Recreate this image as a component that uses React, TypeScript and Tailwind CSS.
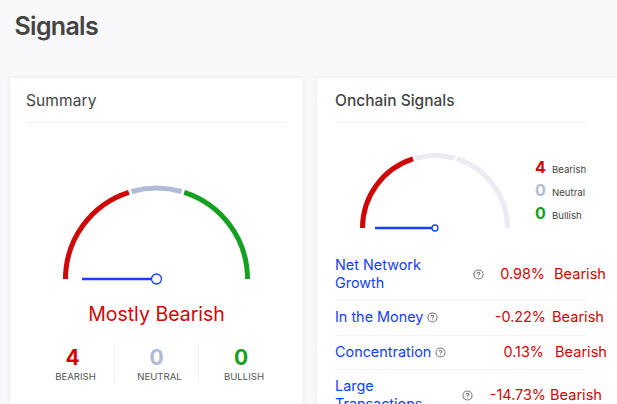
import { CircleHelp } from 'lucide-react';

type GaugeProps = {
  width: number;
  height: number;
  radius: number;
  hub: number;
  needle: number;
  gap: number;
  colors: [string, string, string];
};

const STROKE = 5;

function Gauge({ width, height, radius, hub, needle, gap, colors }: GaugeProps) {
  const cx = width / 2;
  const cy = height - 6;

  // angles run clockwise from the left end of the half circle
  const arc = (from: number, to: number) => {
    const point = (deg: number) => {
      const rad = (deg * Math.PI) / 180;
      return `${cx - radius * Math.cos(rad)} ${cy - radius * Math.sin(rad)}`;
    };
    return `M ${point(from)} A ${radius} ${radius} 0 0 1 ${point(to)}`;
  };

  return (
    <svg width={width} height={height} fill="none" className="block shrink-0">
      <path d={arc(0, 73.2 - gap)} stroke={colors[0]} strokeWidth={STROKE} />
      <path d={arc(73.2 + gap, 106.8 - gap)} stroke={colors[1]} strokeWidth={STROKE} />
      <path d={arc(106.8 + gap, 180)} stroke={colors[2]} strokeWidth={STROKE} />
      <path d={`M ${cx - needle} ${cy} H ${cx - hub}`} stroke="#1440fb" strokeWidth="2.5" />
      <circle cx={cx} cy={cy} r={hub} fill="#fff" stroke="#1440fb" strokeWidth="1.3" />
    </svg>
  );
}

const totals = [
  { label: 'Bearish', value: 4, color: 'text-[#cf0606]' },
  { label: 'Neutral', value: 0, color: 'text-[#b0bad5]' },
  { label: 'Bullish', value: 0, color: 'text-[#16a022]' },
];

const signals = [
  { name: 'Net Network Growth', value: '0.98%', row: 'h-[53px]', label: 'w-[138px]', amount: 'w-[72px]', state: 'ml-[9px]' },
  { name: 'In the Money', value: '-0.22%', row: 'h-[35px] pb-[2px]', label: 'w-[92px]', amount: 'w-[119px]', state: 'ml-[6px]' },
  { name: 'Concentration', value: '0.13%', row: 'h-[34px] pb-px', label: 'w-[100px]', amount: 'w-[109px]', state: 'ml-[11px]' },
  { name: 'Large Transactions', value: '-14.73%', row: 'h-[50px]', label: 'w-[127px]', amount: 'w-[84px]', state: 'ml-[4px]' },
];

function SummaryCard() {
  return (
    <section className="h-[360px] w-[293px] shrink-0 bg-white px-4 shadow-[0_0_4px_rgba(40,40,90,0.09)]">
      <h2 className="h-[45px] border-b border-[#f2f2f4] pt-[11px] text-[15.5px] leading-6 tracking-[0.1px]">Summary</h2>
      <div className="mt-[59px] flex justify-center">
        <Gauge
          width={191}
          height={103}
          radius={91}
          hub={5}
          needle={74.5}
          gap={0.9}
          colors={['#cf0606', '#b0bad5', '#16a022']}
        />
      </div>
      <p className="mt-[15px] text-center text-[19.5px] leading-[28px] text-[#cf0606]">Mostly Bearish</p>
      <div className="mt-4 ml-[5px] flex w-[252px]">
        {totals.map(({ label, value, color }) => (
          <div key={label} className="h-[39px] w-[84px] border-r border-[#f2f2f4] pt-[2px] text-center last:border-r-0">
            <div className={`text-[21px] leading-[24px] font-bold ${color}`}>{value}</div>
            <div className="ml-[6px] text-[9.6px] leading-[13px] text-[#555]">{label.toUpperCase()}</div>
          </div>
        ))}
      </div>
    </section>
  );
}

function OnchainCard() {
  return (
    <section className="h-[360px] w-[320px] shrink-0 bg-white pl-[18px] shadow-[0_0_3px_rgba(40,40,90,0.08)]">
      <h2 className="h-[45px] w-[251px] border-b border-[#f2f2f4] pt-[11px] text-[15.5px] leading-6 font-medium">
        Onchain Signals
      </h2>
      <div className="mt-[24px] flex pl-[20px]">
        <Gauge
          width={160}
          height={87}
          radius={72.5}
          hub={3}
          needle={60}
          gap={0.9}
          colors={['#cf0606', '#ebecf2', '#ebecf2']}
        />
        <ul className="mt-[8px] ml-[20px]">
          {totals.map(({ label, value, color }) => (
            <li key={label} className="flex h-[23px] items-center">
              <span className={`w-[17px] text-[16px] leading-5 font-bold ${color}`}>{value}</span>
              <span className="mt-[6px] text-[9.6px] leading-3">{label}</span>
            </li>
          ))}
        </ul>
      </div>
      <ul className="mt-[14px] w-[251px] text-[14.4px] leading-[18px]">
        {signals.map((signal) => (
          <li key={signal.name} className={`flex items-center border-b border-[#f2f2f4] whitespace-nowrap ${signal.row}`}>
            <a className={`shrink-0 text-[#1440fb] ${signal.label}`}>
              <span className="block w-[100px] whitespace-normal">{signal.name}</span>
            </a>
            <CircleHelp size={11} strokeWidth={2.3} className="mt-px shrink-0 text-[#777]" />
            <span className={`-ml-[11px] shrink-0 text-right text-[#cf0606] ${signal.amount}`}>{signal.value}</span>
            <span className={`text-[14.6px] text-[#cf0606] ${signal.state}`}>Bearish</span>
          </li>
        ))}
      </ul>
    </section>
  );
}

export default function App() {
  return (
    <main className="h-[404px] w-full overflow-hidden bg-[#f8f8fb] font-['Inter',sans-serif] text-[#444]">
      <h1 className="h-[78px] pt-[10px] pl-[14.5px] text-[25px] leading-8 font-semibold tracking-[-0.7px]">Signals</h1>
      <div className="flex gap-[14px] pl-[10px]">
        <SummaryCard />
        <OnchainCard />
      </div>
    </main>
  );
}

Prompt: Leave out any pictures and return exactly the lines from the beginning of the data through the line with "const cy = height - 6;", inclusive.

Answer to this problem:
Recreate this image as a component that uses React, TypeScript and Tailwind CSS.
import { CircleHelp } from 'lucide-react';

type GaugeProps = {
  width: number;
  height: number;
  radius: number;
  hub: number;
  needle: number;
  gap: number;
  colors: [string, string, string];
};

const STROKE = 5;

function Gauge({ width, height, radius, hub, needle, gap, colors }: GaugeProps) {
  const cx = width / 2;
  const cy = height - 6;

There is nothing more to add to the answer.